東京新聞によると、勤続35年以上で月給40万円のケースでは、3月末までいると退職一時金が約150万円減るため、2、3月の給料を捨てても、1月末で辞めた方が約70万円多くなるという。
こりゃあ施行前に辞めたほうがトクだね!ということに気付いたセンセイ方は、生徒を置いてさっさと学校を去ってしまったらしいんである。今月末で退職する教職員は約110人で、退職者の約1割に上る。算数の授業向きのエピソードだ。
教職員組合は「4月からの施行ならこんなこと起きなかった」
「とくダネ!」では、2月1日という施行のタイミングが、「最後までつとめたマジメな先生が損をする」(笠井信輔アナ)仕組みをつくっていることへの違和感も伝えられた。かりに次年度4月1日施行であれば、もらえる給料が退職金の減額分を上回り、途中でやめる必要はないのではないだろうか。実際に教職員組合などは4月1日からの施行を求めていたそうだ。

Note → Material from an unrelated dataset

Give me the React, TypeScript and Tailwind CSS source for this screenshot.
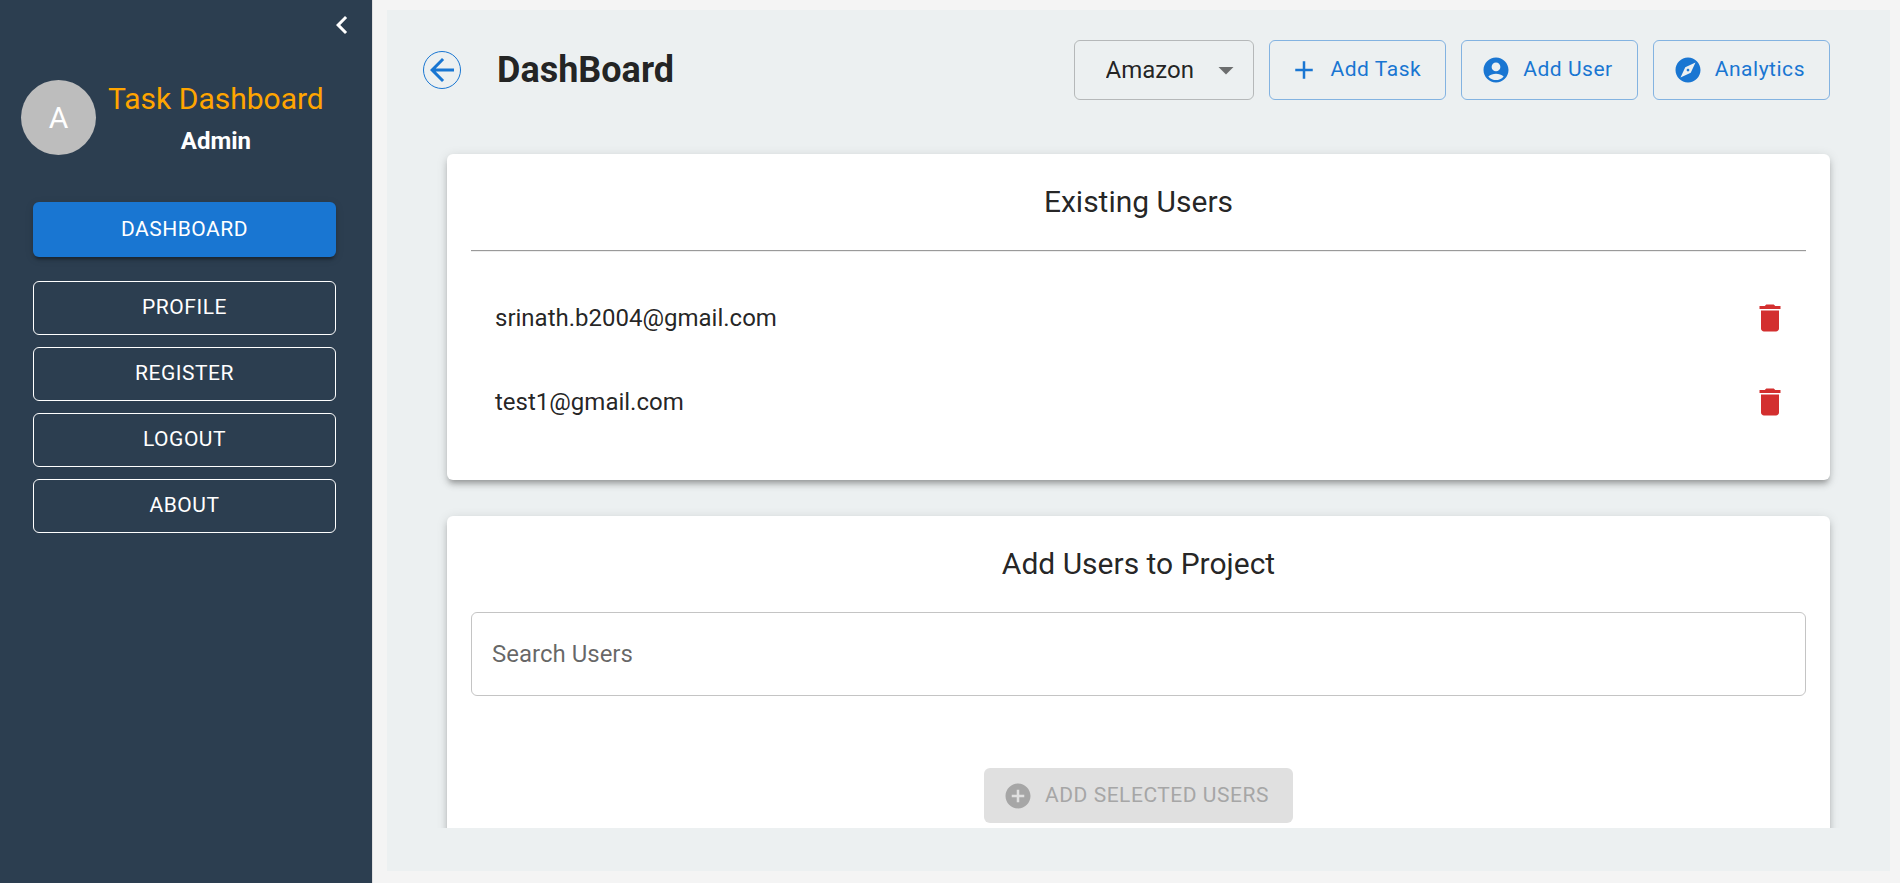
import { useState } from "react";
import type { ReactNode } from "react";

const icons = {
  chevronLeft: "M15.41 7.41 14 6l-6 6 6 6 1.41-1.41L10.83 12z",
  arrowBack: "M20 11H7.83l5.59-5.59L12 4l-8 8 8 8 1.41-1.41L7.83 13H20z",
  dropDown: "m7 10 5 5 5-5z",
  add: "M19 13h-6v6h-2v-6H5v-2h6V5h2v6h6z",
  account:
    "M12 2C6.48 2 2 6.48 2 12s4.48 10 10 10 10-4.48 10-10S17.52 2 12 2m0 4c1.93 0 3.5 1.57 3.5 3.5S13.93 13 12 13s-3.5-1.57-3.5-3.5S10.07 6 12 6m0 14c-2.03 0-4.43-.82-6.14-2.88C7.55 15.8 9.68 15 12 15s4.45.8 6.14 2.12C16.43 19.18 14.03 20 12 20",
  explore:
    "M12 10.9c-.61 0-1.1.49-1.1 1.1s.49 1.1 1.1 1.1c.61 0 1.1-.49 1.1-1.1s-.49-1.1-1.1-1.1M12 2C6.48 2 2 6.48 2 12s4.48 10 10 10 10-4.48 10-10S17.52 2 12 2m2.19 12.19L6 18l3.81-8.19L18 6z",
  trash:
    "M6 19c0 1.1.9 2 2 2h8c1.1 0 2-.9 2-2V7H6zM19 4h-3.5l-1-1h-5l-1 1H5v2h14z",
  addCircle:
    "M12 2C6.48 2 2 6.48 2 12s4.48 10 10 10 10-4.48 10-10S17.52 2 12 2m5 11h-4v4h-2v-4H7v-2h4V7h2v4h4z",
};

function Icon({ name, className }: { name: keyof typeof icons; className: string }) {
  return (
    <svg viewBox="0 0 24 24" fill="currentColor" aria-hidden="true" className={className}>
      <path d={icons[name]} />
    </svg>
  );
}

const navItems = ["PROFILE", "REGISTER", "LOGOUT", "ABOUT"];

function Sidebar() {
  return (
    <aside className="flex w-[373px] shrink-0 flex-col border-r border-[#e0e0e0] bg-[#2c3e50] text-white">
      <div className="flex justify-end px-3 pt-[7px]">
        <button type="button" aria-label="Collapse sidebar">
          <Icon name="chevronLeft" className="size-9" />
        </button>
      </div>
      <div className="mt-8 flex items-center gap-3 pl-[21px]">
        <div className="flex size-[75px] shrink-0 items-center justify-center rounded-full bg-[#bdbdbd] text-[30px]">
          A
        </div>
        <div className="flex flex-col items-center">
          <span className="text-[30px] leading-[48px] text-[#ffa500]">Task Dashboard</span>
          <span className="text-2xl leading-9 font-bold">Admin</span>
        </div>
      </div>
      <nav className="mt-[43px] flex flex-col gap-3 pr-9 pl-[33px] text-[21px]">
        <button
          type="button"
          className="mb-3 h-[55px] rounded-md bg-[#1976d2] tracking-wide shadow-[0_2px_8px_rgba(0,0,0,0.12),0_3px_3px_rgba(0,0,0,0.14),0_5px_2px_-3px_rgba(0,0,0,0.2)]"
        >
          DASHBOARD
        </button>
        {navItems.map((item) => (
          <button key={item} type="button" className="h-[54px] rounded-md border border-white tracking-wide">
            {item}
          </button>
        ))}
      </nav>
    </aside>
  );
}

function ActionButton({ icon, children }: { icon: keyof typeof icons; children: ReactNode }) {
  return (
    <button
      type="button"
      className="flex h-[60px] items-center gap-3 rounded-md border border-[#1976d2]/50 pr-6 pl-[19px] text-[21px] tracking-wide text-[#1976d2]"
    >
      <Icon name={icon} className="size-[30px]" />
      {children}
    </button>
  );
}

function Card({ title, children }: { title: string; children: ReactNode }) {
  return (
    <section className="rounded-md bg-white p-6 shadow-[0_5px_5px_-3px_rgba(0,0,0,0.2),0_5px_6px_rgba(0,0,0,0.14),0_2px_12px_rgba(0,0,0,0.12)]">
      <h2 className="mb-6 text-center text-[30px] leading-[48px]">{title}</h2>
      {children}
    </section>
  );
}

export default function App() {
  const [users, setUsers] = useState(["srinath.b2004@gmail.com", "test1@gmail.com"]);

  return (
    <div className="flex h-screen bg-[#f4f4f4] font-[Roboto,sans-serif] text-black/87">
      <Sidebar />
      <main className="mt-2.5 mr-2.5 mb-3 ml-3.5 flex min-w-0 flex-1 flex-col bg-[#ecf0f1] pt-[30px] pb-[43px]">
        <header className="flex items-center pr-[60px] pl-9">
          <button
            type="button"
            aria-label="Go back"
            className="rounded-full border border-[#1976d2] text-[#1976d2]"
          >
            <Icon name="arrowBack" className="size-9" />
          </button>
          <h1 className="ml-9 flex-1 text-4xl font-bold">DashBoard</h1>
          <div className="flex gap-[15px]">
            <div className="relative">
              <select
                aria-label="Project"
                defaultValue="Amazon"
                className="h-[60px] w-[180px] appearance-none rounded-md border border-black/23 bg-transparent pl-[31px] text-2xl"
              >
                <option>Amazon</option>
              </select>
              <Icon
                name="dropDown"
                className="pointer-events-none absolute top-3 right-2.5 size-9 text-black/54"
              />
            </div>
            <ActionButton icon="add">Add Task</ActionButton>
            <ActionButton icon="account">Add User</ActionButton>
            <ActionButton icon="explore">Analytics</ActionButton>
          </div>
        </header>
        <div className="mx-[45px] mt-[39px] flex min-h-0 flex-1 flex-col gap-9 overflow-y-auto p-[15px] [scrollbar-width:none]">
          <Card title="Existing Users">
            <hr className="border-t border-b border-t-[#9a9a9a] border-b-[#eeeeee]" />
            <ul className="mt-3 py-3">
              {users.map((email) => (
                <li key={email} className="flex h-[84px] items-center justify-between pr-[18px] pl-6 text-2xl">
                  {email}
                  <button
                    type="button"
                    aria-label={`Delete ${email}`}
                    onClick={() => setUsers(users.filter((user) => user !== email))}
                    className="text-[#d32f2f]"
                  >
                    <Icon name="trash" className="size-9" />
                  </button>
                </li>
              ))}
            </ul>
          </Card>
          <Card title="Add Users to Project">
            <input
              type="text"
              aria-label="Search Users"
              placeholder="Search Users"
              className="block h-[84px] w-full rounded-md border border-black/23 px-5 text-2xl placeholder:text-black/60"
            />
            <button
              type="button"
              disabled
              className="mx-auto mt-[72px] flex h-[55px] items-center gap-3 rounded-md bg-[#e0e0e0] pr-6 pl-[19px] text-[21px] tracking-wide text-[#a6a6a6]"
            >
              <Icon name="addCircle" className="size-[30px]" />
              ADD SELECTED USERS
            </button>
          </Card>
        </div>
      </main>
    </div>
  );
}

埼玉県はなぜそうしなかったか。今年度から退職金を減額すると、埼玉県では(公務員全体で?)40~50億円もの人件費削減になるという。一部の計算高い人たちが施行前に退職したとしても、大半は道徳心や職場への配慮にしばられて辞めないだろう(全員辞めたらおそらく困るはずだ)とそろばん弾いて、「踏み絵」を踏ませたのだとすれば、こちらもちょっと世知辛い話ではある。